Here is an engineering-first breakdown of the multi-trillion-dollar "hidden option" for TSLA:
1. The Physics of Space-Based Compute
AI on Earth has hit the "Energy Wall." Terrestrial data centers are limited by grid capacity and water-cooling constraints. SpaceX’s solution: launch 1 million tons of payload per year via Starship to capture constant solar energy (1,360 W/m²) and use radiative cooling in vacuum.
Goal: add 100 GW of AI compute capacity annually.
2. Tesla as the Exclusive Hardware Engine
To reach 100 GW/year, SpaceX needs a massive, vertically integrated partner. Tesla is the only entity capable of scaling this:
- The Brain: Tesla AI7 (server-grade). Based on Apple's "Ultra" scaling logic, assume a high-performance variant drawing 400 W per chip to maximize inference per kg.
- The Heart: Tesla Energy. Custom, radiation-hardened solar arrays integrated directly into the satellite chassis.
3. The Engineering Math (Annualized)
- Compute goal: 100 GW/year
- Chip volume: 100 GW ÷ 400 W/chip = **250 million chips/year**
- Solar volume: 100 GW of panels/year
For perspective, 250 million high-end AI chips per year is nearly 5× current global production of top-tier AI silicon. Tesla’s upcoming Terafab is the only facility designed for this throughput.
4. The Revenue Model (Conservative Estimates)
Assume 30% gross margin for Tesla (internal Musk-ecosystem pricing):
- Chip sales: 250M units @ $2,857 price ($2,000 COGS*) = $714B revenue
- Solar sales: 100 GW @ $500/kW = $50B revenue
- Total annual profit for Tesla: ~$230 billion
*Based on Munro’s HW3 analysis, adjusted for AI7 complexity.
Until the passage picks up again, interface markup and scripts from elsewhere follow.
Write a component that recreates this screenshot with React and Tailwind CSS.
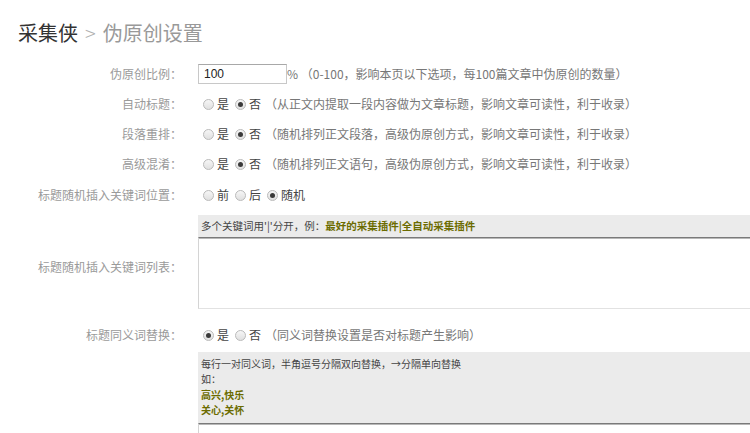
import React from "react"

const font = { fontFamily: '"Noto Sans CJK SC", "Noto Sans", sans-serif' }

function Radio({ checked }) {
    return (
        <span className="inline-flex w-[11px] h-[11px] ml-[5px] mr-[3px] rounded-full border border-[#bababa] bg-[linear-gradient(#f6f6f6,#e0e0e0)] items-center justify-center shrink-0">
            {checked && <span className="w-[5px] h-[5px] rounded-full bg-[#3a3a3a]" />}
        </span>
    )
}

function Label({ children, className = "" }) {
    return (
        <div className={"w-[164px] shrink-0 text-right text-[12px] text-[#9a9a9a] " + className}>
            {children}
        </div>
    )
}

function Options({ items, note }) {
    return (
        <div className="flex items-center text-[12px] leading-[18px]">
            {items.map((it) => (
                <span key={it.text} className="flex items-center mr-[1px]">
                    <Radio checked={it.checked} />
                    <span className="text-[#444]">{it.text}</span>
                </span>
            ))}
            {note && <span className="ml-[3px] text-[#777] whitespace-nowrap">{note}</span>}
        </div>
    )
}

function Row({ label, children, h = "h-[30px]" }) {
    return (
        <div className={"flex items-center " + h}>
            <Label>{label}</Label>
            <div className="ml-[16px] flex-1">{children}</div>
        </div>
    )
}

export default function App() {
    return (
        <div className="w-full h-[433px] overflow-hidden bg-white" style={font}>
            <div className="w-[800px] pt-[20px] pl-[18px]">
                <h1 className="text-[20px] leading-[26px] font-normal text-[#333]">
                    采集侠<span className="text-[#b0b0b0] mx-[7px] font-light">&gt;</span><span className="text-[#999]">伪原创设置</span>
                </h1>

                <div className="mt-[13px]">
                    <Row label="伪原创比例：">
                        <div className="flex items-center">
                            <div className="w-[89px] h-[20px] border border-[#c8c8c8] border-t-[#a8a8a8] pl-[5px] text-[12px] leading-[18px] text-[#222]" style={{ fontFamily: '"Liberation Sans", Arial, sans-serif' }}>
                                100
                            </div>
                            <span className="text-[12px] text-[#777] whitespace-nowrap">% （0-100，影响本页以下选项，每100篇文章中伪原创的数量）</span>
                        </div>
                    </Row>

                    <Row label="自动标题：">
                        <Options items={[{ text: "是" }, { text: "否", checked: true }]} note="（从正文内提取一段内容做为文章标题，影响文章可读性，利于收录）" />
                    </Row>

                    <Row label="段落重排：">
                        <Options items={[{ text: "是" }, { text: "否", checked: true }]} note="（随机排列正文段落，高级伪原创方式，影响文章可读性，利于收录）" />
                    </Row>

                    <Row label="高级混淆：">
                        <Options items={[{ text: "是" }, { text: "否", checked: true }]} note="（随机排列正文语句，高级伪原创方式，影响文章可读性，利于收录）" />
                    </Row>

                    <Row label="标题随机插入关键词位置：" h="h-[32px]">
                        <Options items={[{ text: "前" }, { text: "后" }, { text: "随机", checked: true }]} />
                    </Row>

                    <div className="flex items-start mt-[4px]">
                        <Label className="mt-[43px] leading-[18px]">标题随机插入关键词列表：</Label>
                        <div className="ml-[16px] flex-1">
                            <div className="h-[22px] bg-[#ebebeb] pl-[3px] text-[10.5px] leading-[22px] text-[#444] whitespace-nowrap">
                                多个关键词用'|'分开，例：<span className="font-bold text-[#6b6b00]">最好的采集插件|全自动采集插件</span>
                            </div>
                            <div className="h-[72px] bg-white border border-[#d4d4d4] border-t-[#7a7a7a] border-b-[#e2e2e2] shadow-[inset_0_1px_0_#b8b8b8]" />
                        </div>
                    </div>

                    <div className="mt-[11px]">
                        <Row label="标题同义词替换：">
                            <Options items={[{ text: "是", checked: true }, { text: "否" }]} note="（同义词替换设置是否对标题产生影响）" />
                        </Row>
                    </div>

                    <div className="flex items-start mt-[2px]">
                        <div className="w-[164px] shrink-0" />
                        <div className="ml-[16px] flex-1">
                            <div className="bg-[#ebebeb] pl-[3px] pt-[4px] pb-[6px] text-[10px] leading-[15.3px] text-[#444] whitespace-nowrap">
                                <div>每行一对同义词，半角逗号分隔双向替换，→分隔单向替换</div>
                                <div>如：</div>
                                <div className="font-bold text-[#6b6b00]">高兴,快乐</div>
                                <div className="font-bold text-[#6b6b00]">关心,关怀</div>
                            </div>
                            <div className="h-[72px] bg-white border border-[#d4d4d4] border-t-[#7a7a7a] shadow-[inset_0_1px_0_#b8b8b8]" />
                        </div>
                    </div>
                </div>
            </div>
        </div>
    )
}
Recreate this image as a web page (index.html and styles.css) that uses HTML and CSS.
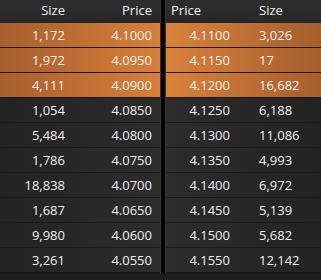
FILE: index.html
```html
<!DOCTYPE html>
<html>
<head>
<meta charset="utf-8">
<link rel="stylesheet" href="styles.css">
</head>
<body>
<div class="book">
  <div class="panel bids">
    <div class="row head"><span class="c1">Size</span><span class="c2">Price</span></div>
    <div class="row hi"><span class="c1">1,172</span><span class="c2">4.1000</span></div>
    <div class="row hi"><span class="c1">1,972</span><span class="c2">4.0950</span></div>
    <div class="row hi"><span class="c1">4,111</span><span class="c2">4.0900</span></div>
    <div class="row"><span class="c1">1,054</span><span class="c2">4.0850</span></div>
    <div class="row"><span class="c1">5,484</span><span class="c2">4.0800</span></div>
    <div class="row"><span class="c1">1,786</span><span class="c2">4.0750</span></div>
    <div class="row"><span class="c1">18,838</span><span class="c2">4.0700</span></div>
    <div class="row"><span class="c1">1,687</span><span class="c2">4.0650</span></div>
    <div class="row"><span class="c1">9,980</span><span class="c2">4.0600</span></div>
    <div class="row"><span class="c1">3,261</span><span class="c2">4.0550</span></div>
  </div>
  <div class="divider"></div>
  <div class="panel asks">
    <div class="row head"><span class="c1">Price</span><span class="c2">Size</span></div>
    <div class="row hi"><span class="c1">4.1100</span><span class="c2">3,026</span></div>
    <div class="row hi"><span class="c1">4.1150</span><span class="c2">17</span></div>
    <div class="row hi"><span class="c1">4.1200</span><span class="c2">16,682</span></div>
    <div class="row"><span class="c1">4.1250</span><span class="c2">6,188</span></div>
    <div class="row"><span class="c1">4.1300</span><span class="c2">11,086</span></div>
    <div class="row"><span class="c1">4.1350</span><span class="c2">4,993</span></div>
    <div class="row"><span class="c1">4.1400</span><span class="c2">6,972</span></div>
    <div class="row"><span class="c1">4.1450</span><span class="c2">5,139</span></div>
    <div class="row"><span class="c1">4.1500</span><span class="c2">5,682</span></div>
    <div class="row"><span class="c1">4.1550</span><span class="c2">12,142</span></div>
  </div>
</div>
</body>
</html>
```

FILE: styles.css
```css
html, body {
  margin: 0;
  padding: 0;
  background: #1f1f1f;
  width: 321px;
  height: 280px;
  overflow: hidden;
}
body {
  font-family: "Open Sans", "DejaVu Sans", sans-serif;
  font-size: 13px;
  color: #f0f0f0;
}
.book {
  display: flex;
  height: 274px;
}
.panel {
  display: flex;
  flex-direction: column;
}
.bids {
  width: 160px;
  border-right: 1px solid #363636;
}
.asks {
  flex: 1;
  border-left: 1px solid #363636;
}
.divider {
  width: 4px;
  background: #000;
}
.row {
  display: grid;
  height: 24px;
  line-height: 24px;
  border-bottom: 1px solid #1b1b1b;
}
.row.head {
  height: 23px;
  line-height: 21px;
  border-bottom: 0;
  background: linear-gradient(#2e2e2e, #262626);
}
.bids .row {
  grid-template-columns: 65px 87px;
  background: linear-gradient(90deg, #232323, #2c2c2c);
}
.asks .row {
  grid-template-columns: 64px 1fr;
  background: linear-gradient(90deg, #2c2c2c, #232323);
}
.bids .row.head, .asks .row.head {
  background: linear-gradient(#2e2e2e, #262626);
}
.bids .row.hi {
  background: linear-gradient(90deg, #a75f2d, #d87f39);
}
.asks .row.hi {
  background: linear-gradient(90deg, #d98239, #a55e2d);
}
.bids .c1, .bids .c2 {
  text-align: right;
}
.asks .c1 {
  text-align: right;
}
.asks .c2 {
  padding-left: 29px;
}
.asks .head .c1 {
  text-align: left;
  padding-left: 5px;
}
```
5. The Sensitivity Analysis (Risk vs. Reward)
- The "Elon Factor" (5-year life): Elon suggests 5 years is the limit to avoid tech debt and ensure de-orbit. This increases replacement cycle, pushing Tesla’s annual profit to $368B.
- Conservative view (8-year life): baseline $230B profit/year.
- Thermal constraints: if cooling limits chips to 200 W, Tesla must sell double the chips to hit 100 GW—doubling profits.
6. Valuation: A New Asset Class
Applying a standard tech multiple to this $230B recurring profit stream:
- 20× P/E: +$4.6 trillion
- 35× P/E (growth): +$8.0 trillion
- 50× P/E (AI mania): +$11.5 trillion
7. Conclusion
SpaceX provides the logistics (Starship), but Tesla provides the value-add hardware. This vertical integration creates the first Kardashev-level infrastructure in history.
For TSLA shareholders, the "Orbital Data Center" is a free option today that could be worth 10× the current market cap within a decade.